Before I continue (and, again, at least the novice moms out there know where this is going), I should mention that only the day before I had purchased, for this very occasion, a roll of black electric tape. I, over-read that I clearly am on relevant parenting topics and most recently on potty training, knew that savvy mommas carry a roll in their diaper bag to cover the sensor so the automatic toilet does not flush and scare the living poopie out of their skeptical-about-public-potties-already toddlers. But you see, my toddler was already using public toilets like a pro, #1, #2, whatever. He was golden.

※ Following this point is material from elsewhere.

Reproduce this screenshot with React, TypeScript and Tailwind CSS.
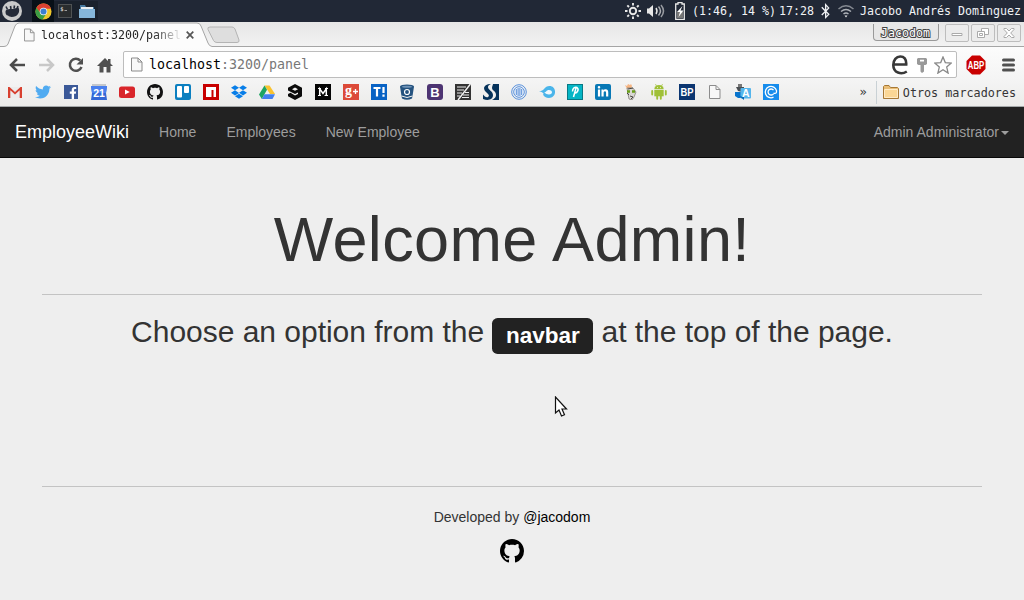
import type { ReactNode } from "react";
import { FaTwitter, FaFacebookF, FaDropbox, FaLinkedinIn, FaBluetoothB } from "react-icons/fa";

const GITHUB_MARK =
  "M8 0C3.58 0 0 3.58 0 8c0 3.54 2.29 6.53 5.47 7.59.4.07.55-.17.55-.38 0-.19-.01-.82-.01-1.49-2.01.37-2.53-.49-2.69-.94-.09-.23-.48-.94-.82-1.13-.28-.15-.68-.52-.01-.53.63-.01 1.08.58 1.23.82.72 1.21 1.87.87 2.33.66.07-.52.28-.87.51-1.07-1.78-.2-3.64-.89-3.64-3.95 0-.87.31-1.59.82-2.15-.08-.2-.36-1.02.08-2.12 0 0 .67-.21 2.2.82.64-.18 1.32-.27 2-.27s1.36.09 2 .27c1.53-1.04 2.2-.82 2.2-.82.44 1.1.16 1.92.08 2.12.51.56.82 1.27.82 2.15 0 3.07-1.87 3.75-3.65 3.95.29.25.54.73.54 1.48 0 1.07-.01 1.93-.01 2.2 0 .21.15.46.55.38A8.01 8.01 0 0 0 16 8c0-4.42-3.58-8-8-8z";

function GithubMark({ className }: { className: string }) {
  return (
    <svg viewBox="0 0 16 16" className={className} fill="currentColor">
      <path d={GITHUB_MARK} />
    </svg>
  );
}

function Icon16({ children }: { children: ReactNode }) {
  return (
    <svg viewBox="0 0 16 16" className="h-4 w-4 shrink-0">
      {children}
    </svg>
  );
}

function PageIcon({ className }: { className: string }) {
  return (
    <svg viewBox="0 0 12 14" className={className} fill="#f8f8f8" stroke="#8c8c8c">
      <path d="M.5.5h6.5l4 4v9H.5z" />
      <path d="M7 .5v4h4" fill="none" />
    </svg>
  );
}

function Glyph({ x = 8, y, size, children, family = "Liberation Sans, sans-serif", fill = "#fff", weight = 700 }: {
  x?: number; y: number; size: number; children: string; family?: string; fill?: string; weight?: number;
}) {
  return (
    <text x={x} y={y} fontSize={size} fontFamily={family} fontWeight={weight} fill={fill} textAnchor="middle">
      {children}
    </text>
  );
}

const bookmarks: ReactNode[] = [
  <Icon16>
    <path d="M1 3h14v11H1z" fill="#ececec" />
    <path d="M1 14V3h1.500L8 8l5.500-5H15v11h-2.300V6.200L8 10.400 3.300 6.200V14z" fill="#d8402f" />
  </Icon16>,
  <FaTwitter className="h-4 w-4 text-[#50abf1]" />,
  <span className="flex h-3.5 w-3.5 items-end justify-end bg-[#3b5998]">
    <FaFacebookF className="h-3 w-2.5 text-white" />
  </span>,
  <Icon16>
    <path d="M1 0h14v3H1z" fill="#c5c8cc" />
    <path d="M0 2h16l-1 7 1 7H0l1-7z" fill="#3367d6" />
    <path d="M0 2h16l-1 7H1z" fill="#4a80ee" />
    <Glyph y={12.8} size={10.5}>21</Glyph>
  </Icon16>,
  <Icon16>
    <rect y="2.500" width="16" height="11.500" rx="2.500" fill="#d9252a" />
    <path d="M6 5.500v5l4.800-2.500z" fill="#fff" />
  </Icon16>,
  <GithubMark className="h-4 w-4 text-[#111]" />,
  <Icon16>
    <rect width="16" height="16" rx="2" fill="#0b7fc0" />
    <rect x="2" y="2" width="5" height="11.500" rx="1" fill="#fff" />
    <rect x="9" y="2" width="5" height="7" rx="1" fill="#fff" />
  </Icon16>,
  <Icon16>
    <path d="M0 0h16v16H0z" fill="#c80000" />
    <path d="M3 3h10v10h-2.500V6H8.500v7H3z" fill="#fff" />
  </Icon16>,
  <FaDropbox className="h-4 w-4 text-[#087ee8]" />,
  <Icon16>
    <path d="M5.500 1.500h5L16 10h-5z" fill="#f9c22e" />
    <path d="M5.500 1.500 8 5.800 2.800 15 0 10.500z" fill="#1da462" />
    <path d="M5.500 10.300H16L13.500 15H2.800z" fill="#4280ef" />
  </Icon16>,
  <Icon16>
    <path d="M8 0 15 3.800v8.400L8 16l-7-3.700V10l2.500-1.200L8 11.500l3-1.600V8.500L8 10 1 6.500V3.800z" fill="#0b0b0b" />
    <path d="M5 5.200 8 3.500l3 1.700-3 1.600z" fill="#f0f0ef" />
  </Icon16>,
  <Icon16>
    <path d="M0 0h16v16H0z" fill="#050505" />
    <path d="M3 4.500h3M10 4.500h3M3 11.500h3M9.500 11.500H13" stroke="#fff" strokeWidth="1" />
    <path d="M4.700 11.500V4.800L8 9.500l3.300-4.700v6.700" fill="none" stroke="#fff" strokeWidth="1.500" />
  </Icon16>,
  <Icon16>
    <path d="M0 0h16v16H0z" fill="#dc4a38" />
    <Glyph x={5.5} y={10.8} size={14} family="Liberation Serif, serif" weight={700}>g</Glyph>
    <path d="M10 7.500h5M12.500 5v5" stroke="#fff" strokeWidth="1.300" />
  </Icon16>,
  <Icon16>
    <path d="M0 0h16v16H0z" fill="#0862c4" />
    <path d="M2.500 4h7M6 4v8.500M12.500 3v6M12.500 10.500v2.200" stroke="#fff" strokeWidth="2.200" />
  </Icon16>,
  <Icon16>
    <path d="m1 2.500 1.500 9.500L3 14.500q5 2.500 10 0l.5-2.500L15 2.500z" fill="#25537f" />
    <ellipse cx="8" cy="2.500" rx="7" ry="2" fill="#25537f" />
    <ellipse cx="8" cy="2.700" rx="5" ry="1" fill="#6f93b6" />
    <circle cx="8" cy="8" r="2.500" fill="#25537f" stroke="#fff" strokeWidth="1.200" />
    <path d="M2.500 12q5.500 3 11 0" fill="none" stroke="#f0f0ef" />
  </Icon16>,
  <Icon16>
    <rect width="16" height="16" rx="3" fill="#4d3472" />
    <Glyph y={12.5} size={13}>B</Glyph>
  </Icon16>,
  <Icon16>
    <path d="M0 0h16v16H0z" fill="#333" />
    <path d="M2 3h9M2 6h7M2 9h5M2 12h3M10 8.500h4M8 11h6M7 13.500h7" stroke="#eee" strokeWidth="1.100" />
    <path d="M15.500 0 3 16" stroke="#f4f4f4" strokeWidth="1.500" />
  </Icon16>,
  <Icon16>
    <path d="M10 0h6v16H9c4-2 5-5 3-8-1-1.500-3-2-3-4s1-3 1-4z" fill="#06335b" />
    <path d="M8 0C2 0-.5 3.500 2 7c2 2.500 5 3.500 3.500 5.500C4 14.500 1.500 12.500 0 10.500V15c5 2 10 .8 10-4 0-4-5-5-5-8 0-1.500 1.500-2.500 3-3z" fill="#06335b" />
  </Icon16>,
  <Icon16>
    <circle cx="8" cy="8" r="7.300" fill="none" stroke="#5790dd" strokeWidth="1" />
    <circle cx="8" cy="8" r="5.300" fill="#edf3fb" stroke="#5790dd" strokeWidth="1" />
    <path d="M5.300 5v6M7.100 4v8M8.900 4v8M10.700 5v6" stroke="#4581d4" strokeWidth=".9" />
  </Icon16>,
  <Icon16>
    <path d="M0 7c3 0 3.500-.5 5-2 1.500-2 3-3 5.500-3C18 2 18 14 10 14c-3 0-5-1.500-6-3.500C5.500 10 4 8 0 7z" fill="#4ab5ea" />
    <path d="M5 8.500c2.500 0 2-2.500 5-2.500 4 0 4 4.500 0 4.500-2 0-3-1-5-2z" fill="#eff9fe" />
  </Icon16>,
  <Icon16>
    <rect x=".5" y=".5" width="15" height="15" fill="#05b5c5" stroke="#087985" />
    <path d="M6.500 13 9 4M5.500 7.500C5.500 4 8 2.500 10 3.500c2.500 2 0 6-2.300 5.300" fill="none" stroke="#fff" strokeWidth="1.500" />
  </Icon16>,
  <span className="flex h-4 w-4 items-center justify-center rounded-xs bg-[#0878b5]">
    <FaLinkedinIn className="h-3 w-3 text-white" />
  </span>,
  <Icon16>
    <path d="m2 1 2 1 1-2 2 1 1-1 1 2-1 3H4z" fill="#f6b583" />
    <path d="M4 4h6l3 4-2 5-2 3-3-1-1-5z" fill="#d9d7d3" stroke="#77736d" strokeWidth=".7" />
    <path d="M4 7.500h3M9 7.500h3" stroke="#679f17" strokeWidth="2.300" />
    <path d="m5 5 5-1M7 12l3 1-2 2M4 9l2 2" stroke="#4a4844" fill="none" />
  </Icon16>,
  <Icon16>
    <path d="M3.300 5.300a4.700 4.200 0 0 1 9.400 0z" fill="#9fc037" />
    <path d="m5.500 2-1-1.800M10.500 2l1-1.800" stroke="#9fc037" strokeWidth=".8" />
    <path d="M6 3.600h.8M9.200 3.600h.8" stroke="#fff" strokeWidth=".9" />
    <path d="M3.300 6h9.400v6.300H3.300z" fill="#9fc037" />
    <path d="M1.200 7v3.500M14.800 7v3.500M6.200 11.500v3.300M9.800 11.500v3.300" stroke="#9fc037" strokeWidth="1.900" strokeLinecap="round" />
  </Icon16>,
  <Icon16>
    <path d="M0 0h16v16H0z" fill="#0c3671" />
    <text x="8" y="12" fontSize="11.500" fontFamily="Liberation Sans, sans-serif" fontWeight="700" fill="#fff" textAnchor="middle" textLength="13" lengthAdjust="spacingAndGlyphs">BP</text>
  </Icon16>,
  <PageIcon className="h-3.5 w-3" />,
  <Icon16>
    <path d="M1 3h8v2L7 8 3 7z" fill="#4a4e52" />
    <path d="M3 0h4v3H3z" fill="#777" />
    <path d="M0 8h7v6H3l-3-2z" fill="#0875cd" />
    <rect x="5.500" y="4" width="10.500" height="10.500" rx="1" fill="#54b5ec" />
    <path d="m4 12 5 4v-3z" fill="#0869b8" />
    <Glyph x={10.7} y={12.8} size={10.5}>A</Glyph>
  </Icon16>,
  <Icon16>
    <path d="M0 0h16v16H0z" fill="#168cec" />
    <path d="M10.500 6.200a3 3 0 1 0 0 3.600M10.500 9.200q3.500 1 3-2.500a5.700 5.700 0 1 0-3 6.500" fill="none" stroke="#fff" strokeWidth="1.300" />
  </Icon16>,
];

function SystemPanel() {
  return (
    <div className="flex h-[22px] items-center bg-[#212836] text-[11.63px] text-[#f0f2f5]">
      <svg viewBox="0 0 22 22" className="ml-px h-[22px] w-[22px]">
        <circle cx="11" cy="11" r="10" fill="#cacaca" />
        <path d="M4.500 12c0-3 3-3 7-3l6-1.500c1.500 3 .5 6.500-2.500 8.500-3 1-6 1.500-8-.5-2 0-2.500-2-2.500-3.500z" fill="#252b38" />
        <path d="m6.500 9.500-1.500-3M10 9 9.500 6M13 8.500l.5-3M16 8.500l1-2.500" stroke="#252b38" strokeWidth="1.600" />
      </svg>
      <div className="ml-[9px] flex h-[22px] w-[22px] items-center justify-center bg-[#081017] pt-px pl-px">
        <svg viewBox="0 0 18 18" className="h-[17px] w-[17px] shrink-0">
          <circle cx="9" cy="9" r="8.500" fill="#efc62b" />
          <path d="M1.500 5A8.500 8.500 0 0 1 17 6H9L6 11z" fill="#d94132" />
          <path d="M1.500 5A8.500 8.500 0 0 0 8 17.500l4-6-5 .5z" fill="#3b9d45" />
          <circle cx="9" cy="9" r="4" fill="#f4f4f4" />
          <circle cx="9" cy="9" r="3.200" fill="#3b7ed0" />
        </svg>
      </div>
      <div className="flex h-[20px] w-[21px] items-center justify-center bg-[#1a212c]">
        <svg viewBox="0 0 14 14" className="h-[14px] w-[14px]">
          <rect x=".5" y=".5" width="13" height="13" fill="#292c2e" stroke="#4f5254" />
          <Glyph x={4} y={6.5} size={5.5} fill="#ccc" family="DejaVu Sans Mono, monospace">$</Glyph>
          <path d="M6.500 6.500h2.500" stroke="#bbb" strokeWidth=".8" />
        </svg>
      </div>
      <div className="flex h-[20px] w-[23px] items-center justify-center bg-[#1a212c]">
        <svg viewBox="0 0 16 14" className="h-[14px] w-4">
          <path d="M1 1h5l1 2h8v10H1z" fill="#477aa1" />
          <path d="M2 3h12v2H2z" fill="#e8eef2" />
          <path d="M0 5h16v9H0z" fill="#86b6da" />
        </svg>
      </div>
      <div className="ml-auto flex items-center pr-[3px]">
        <svg viewBox="0 0 16 16" className="h-4 w-4" fill="none" stroke="#e7e7e7" strokeWidth="1.900">
          <circle cx="8" cy="8" r="3.200" />
          <path d="M8 0v2.500M8 13.500V16M0 8h2.500M13.500 8H16M2.300 2.300 4 4M12 12l1.700 1.700M2.300 13.700 4 12M12 4l1.700-1.700" />
        </svg>
        <svg viewBox="0 0 18 16" className="ml-[6px] h-4 w-[18px]" fill="none" stroke="#e7e7e7" strokeWidth="1.500">
          <path d="M0 5.500h2L6 2v12l-4-3.500H0z" fill="#e7e7e7" stroke="none" />
          <path d="M9 5q2 3 0 6" />
          <path d="M11.500 3.500q4 4.500 0 9" opacity=".7" />
          <path d="M14 2q5 6 0 12" opacity=".6" />
        </svg>
        <svg viewBox="0 0 10 18" className="ml-[10px] h-[18px] w-[10px]">
          <path d="M3 2V.5h4V2h2.300v15.300H.7V2z" fill="none" stroke="#e7e7e7" strokeWidth="1.300" />
          <path d="M2 10h6v6H2z" fill="#777" />
          <path d="M7.500 4 2 10h3l-1.500 5L8.500 8.500h-3z" fill="#fff" />
        </svg>
        <span className="ml-[7px] pt-[2px] whitespace-pre">(1:46, 14 %)</span>
        <span className="ml-[3px] pt-[2px]">17:28</span>
        <FaBluetoothB className="ml-[6px] h-4 w-[11px]" />
        <svg viewBox="0 0 16 14" className="ml-[7px] h-[14px] w-4" fill="none" stroke="#aeb2b8" strokeWidth="1.500">
          <path d="M.5 5Q8-1.500 15.500 5" opacity=".7" />
          <path d="M3 7.500q5-4 10 0M5.500 10q2.500-2 5 0" />
          <path d="m6.500 11.500 1.500 2 1.500-2z" fill="#e7e7e7" stroke="none" />
        </svg>
        <span className="ml-[6px] pt-[2px] whitespace-pre">Jacobo Andrés Dominguez</span>
      </div>
    </div>
  );
}

function WindowButton({ children }: { children: ReactNode }) {
  return (
    <span className="flex h-[18px] w-6 items-center justify-center rounded-xs border border-[#bdbdbd] bg-[#ececec]">
      <svg viewBox="0 0 14 12" className="h-3 w-[14px]" fill="#fff" stroke="#aaa" strokeWidth="1">
        {children}
      </svg>
    </span>
  );
}

function TabStrip() {
  return (
    <div className="relative flex h-[25px] items-start bg-gradient-to-b from-[#e6e6e6] to-[#f3f3f3]">
      <svg viewBox="0 0 1024 25" className="absolute inset-0 h-[25px] w-[1024px]">
        <path d="M0 24.500h4q3 0 4-2.500L15 4q1.500-3 4-3h178q3 0 4 3l7 17q1 3 4 3.500H1024V26H0z" fill="#fcfcfc" stroke="#a5a5a5" />
        <path d="M210 5h22q2 0 3 2l4 11q.5 2.500-2 2.500h-20q-2.500 0-3.500-2L208 7.500q-1-2.500 2-2.500z" fill="#dedede" stroke="#b4b4b4" />
      </svg>
      <div className="relative flex h-[25px] w-[208px] items-center pl-6">
        <PageIcon className="h-[14px] w-[11px] shrink-0" />
        <span className="ml-[6px] w-[141px] shrink-0 bg-gradient-to-r from-[#222] from-80% to-[#22222200] bg-clip-text text-[11.63px] leading-4 whitespace-nowrap text-transparent">
          localhost:3200/panel
        </span>
        <svg viewBox="0 0 8 8" className="ml-[4px] h-2 w-2 shrink-0" stroke="#555" strokeWidth="1.700">
          <path d="m.7.7 6.600 6.600m0-6.600L.7 7.300" />
        </svg>
      </div>
      <div className="relative ml-auto flex items-start gap-[2px] pr-[3px]">
        <span className="mr-1 mt-[2px] flex h-[17px] w-[66px] items-center justify-center rounded-b border border-t-0 border-[#999] bg-[#e7e7e7]">
          <svg viewBox="0 0 52 14" className="h-[14px] w-[52px]">
            <text x="1" y="12" fontSize="11.630" fontFamily="DejaVu Sans Mono, monospace" fill="#fff" stroke="#444" strokeWidth="2" paintOrder="stroke">Jacodom</text>
          </svg>
        </span>
        <span className="mt-[2px] flex gap-[2px]">
          <WindowButton><path d="M2 6.500h10v2H2z" /></WindowButton>
          <WindowButton>
            <path d="M5.500 1.500h7v6h-7z" />
            <path d="M1.500 4.500h7v6h-7z" />
            <path d="M3.500 6.500h3v2h-3z" />
          </WindowButton>
          <WindowButton><path d="M2 1.500h2.500L7 4l2.500-2.500H12v1L8.700 6 12 9.500v1H9.500L7 8l-2.500 2.500H2v-1L5.300 6 2 2.500z" /></WindowButton>
        </span>
      </div>
    </div>
  );
}

function Toolbar() {
  return (
    <div className="flex h-[33px] items-center bg-gradient-to-b from-[#fcfcfc] to-[#f4f4f4] pt-[2px]">
      <svg viewBox="0 0 16 14" className="ml-[9px] h-[14px] w-4" fill="none" stroke="#4c4c4c" strokeWidth="2.500">
        <path d="M2 7h14M8 1 2 7l6 6" />
      </svg>
      <svg viewBox="0 0 16 14" className="ml-[14px] h-[14px] w-4" fill="none" stroke="#c8c8c8" strokeWidth="2.500">
        <path d="M0 7h14M8 1l6 6-6 6" />
      </svg>
      <svg viewBox="0 0 16 16" className="ml-[13px] h-4 w-4" fill="none" stroke="#505050" strokeWidth="2.500">
        <path d="M12.300 3.700A6 6 0 1 0 13.500 10" />
        <path d="M15 1v6.500H8.500z" fill="#505050" stroke="none" />
      </svg>
      <svg viewBox="0 0 16 16" className="ml-[13px] h-4 w-4" fill="#505050">
        <path d="M8 1 0 9h2.500v6.500h4V10h3v5.500h4V9H16l-2.500-2.500V2H11v2z" />
      </svg>
      <div className="ml-[10px] flex h-[27px] w-[834px] items-center rounded-xs border border-[#bdbdbd] bg-white">
        <PageIcon className="ml-[7px] h-[15px] w-[12px]" />
        <span className="ml-[6px] pt-px text-[13.29px] text-[#777]">
          <span className="text-black">localhost</span>:3200/panel
        </span>
        <span className="ml-auto flex items-center">
          <svg viewBox="0 0 18 20" className="h-5 w-[18px]" fill="none" stroke="#383838" strokeWidth="2.600">
            <path d="M2.500 9.500h12.700C15.500 4 13 1.500 9.200 1.500S2.300 5 2.300 10c0 8 8 10 13.500 6.500" />
          </svg>
          <svg viewBox="0 0 10 16" className="ml-[8px] h-4 w-[10px]" fill="#999">
            <path d="M1 1h8l1 1v5L8.500 8H7v6.500L5 16l-1.500-1.500V8h-2L0 7V2zM3 2.800v1.700h4V2.800z" fillRule="evenodd" />
          </svg>
          <svg viewBox="0 0 18 18" className="ml-[7px] mr-[4px] h-[18px] w-[18px]" fill="#fff" stroke="#888" strokeWidth="1.300">
            <path d="m9 1 2.300 5.600 6 .5-4.600 4 1.400 6L9 13.800l-5.100 3.300 1.400-6-4.600-4 6-.5z" />
          </svg>
        </span>
      </div>
      <svg viewBox="0 0 20 20" className="ml-[9px] h-5 w-5">
        <path d="M6 .5h8L19.500 6v8L14 19.500H6L.5 14V6z" fill="#c90000" />
        <text x="10" y="13.700" textLength="16.500" fontSize="10" fontWeight="700" fontFamily="Liberation Sans, sans-serif" fill="#fff" textAnchor="middle" lengthAdjust="spacingAndGlyphs">ABP</text>
      </svg>
      <svg viewBox="0 0 13 14" className="ml-[16px] h-[14px] w-[13px]" stroke="#505050" strokeWidth="3" strokeLinecap="round">
        <path d="M1.500 2h10M1.500 7h10M1.500 12h10" />
      </svg>
    </div>
  );
}

function BookmarksBar() {
  return (
    <div className="flex h-[27px] items-center border-b border-[#a4a8a9] bg-gradient-to-b from-[#f4f4f4] to-[#ececea] pb-[2px] pl-px text-[11.75px] text-[#353535]">
      {bookmarks.map((icon, i) => (
        <span key={i} className="flex h-6 w-7 shrink-0 items-center justify-center">
          {icon}
        </span>
      ))}
      <span className="ml-auto mr-[9px] text-[12px]">»</span>
      <span className="h-[23px] w-px bg-[#c9d1d5]" />
      <svg viewBox="0 0 16 14" className="ml-[6px] h-[14px] w-4" stroke="#a77936">
        <path d="M.5 13.500v-12L1.500.5H6L7.500 2.500h7l1 1v10z" fill="#e9bd75" />
        <path d="M1.500 12.500v-8h13v8z" fill="#fbd795" stroke="#ffebc5" />
      </svg>
      <span className="ml-[4px] mr-[8px] pt-[4px] whitespace-pre">Otros marcadores</span>
    </div>
  );
}

export default function App() {
  return (
    <div className="relative flex h-[600px] w-[1024px] flex-col overflow-hidden bg-[#eee] font-['DejaVu_Sans_Mono',monospace]">
      <SystemPanel />
      <TabStrip />
      <Toolbar />
      <BookmarksBar />

      <div className="flex flex-1 flex-col font-['Liberation_Sans',Arial,sans-serif] text-[#333]">
        <nav className="flex h-[51px] shrink-0 items-center border-b border-[#080808] bg-[#222] px-[15px] text-sm text-[#9d9d9d]">
          <a className="mr-[30px] text-lg text-white">EmployeeWiki</a>
          <a className="mr-[30px]">Home</a>
          <a className="mr-[30px]">Employees</a>
          <a>New Employee</a>
          <a className="ml-auto flex items-center">
            Admin Administrator
            <span className="ml-[2px] mt-px border-x-4 border-t-4 border-x-transparent border-t-[#9d9d9d]" />
          </a>
        </nav>

        <main className="flex flex-col px-[42px] pt-[47px] text-center">
          <h1 className="text-[63px] leading-[69px] tracking-[0.35px]">Welcome Admin!</h1>
          <hr className="mt-[20px] border-[#c3c3c3]" />
          <h2 className="mt-5 text-[30px] leading-[33px] tracking-[-0.02px]">
            Choose an option from the{" "}
            <span className="rounded-[5.6px] bg-[#222] px-[13.5px] pt-[4.5px] pb-[6.75px] align-baseline text-[22.5px] leading-none font-bold text-white">
              navbar
            </span>{" "}
            at the top of the page.
          </h2>
        </main>

        <footer className="mx-[42px] mt-[138px] flex flex-col items-center border-t border-[#c3c3c3] pt-5 text-sm">
          <p>
            Developed by <a className="text-black">@jacodom</a>
          </p>
          <GithubMark className="mt-[12px] h-6 w-6 text-black" />
        </footer>
      </div>

      <svg viewBox="0 0 14 22" className="absolute left-[554px] top-[396px] h-[22px] w-[14px]">
        <path d="M1.500 1v16l3.500-3 2.500 6 3-1.300L8 13h4.500z" fill="#fff" stroke="#111" strokeWidth="1.200" />
      </svg>
    </div>
  );
}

So I figured, since my own mom was there wielding the somehow heavier diaper bag, that I should go ahead and have her dig out the tape for me so I can tempt fate a little and free my numb finger from its rather uncomfortable and weird angle. Because, you see, that's what I was supposed to do.


While reciting, by heart, "Hippos go berserk!" to keep my son entertained, I used my teeth and free left (aka useless) hand to rip off a piece of electrical tape, which I then slipped in place, sliding my finger out of the way.


Oops. Turns out I'm not so deft. It flushed, Jack cried out and flew off the potty. And he has not used a public toilet since.


Okay, so it's only been a few weeks. But I should mention that, again, being waay over-read, I knew that some savvy moms also keep a spare potty in their car and just let their kids use the potty before going in the store or before getting buckled back in. I have no idea where I read this, but some clever mom out there paved the way and now I barely even look around to see if anyone is watching before I dump pee on the parking lot and sing our new favourite song, "Pee Pee in the Potty," which literally goes:

Pee Pee in the Potty!

Pee Pee in the Potty!

Pee Pee in the Potty!


So I didn't exactly invent the wheel there, but since I'm not a fan of pre-sliced bread, I will go ahead and pat myself on the back for my potty training prowess and pretend that whole ugly mall incident wasn't my fault.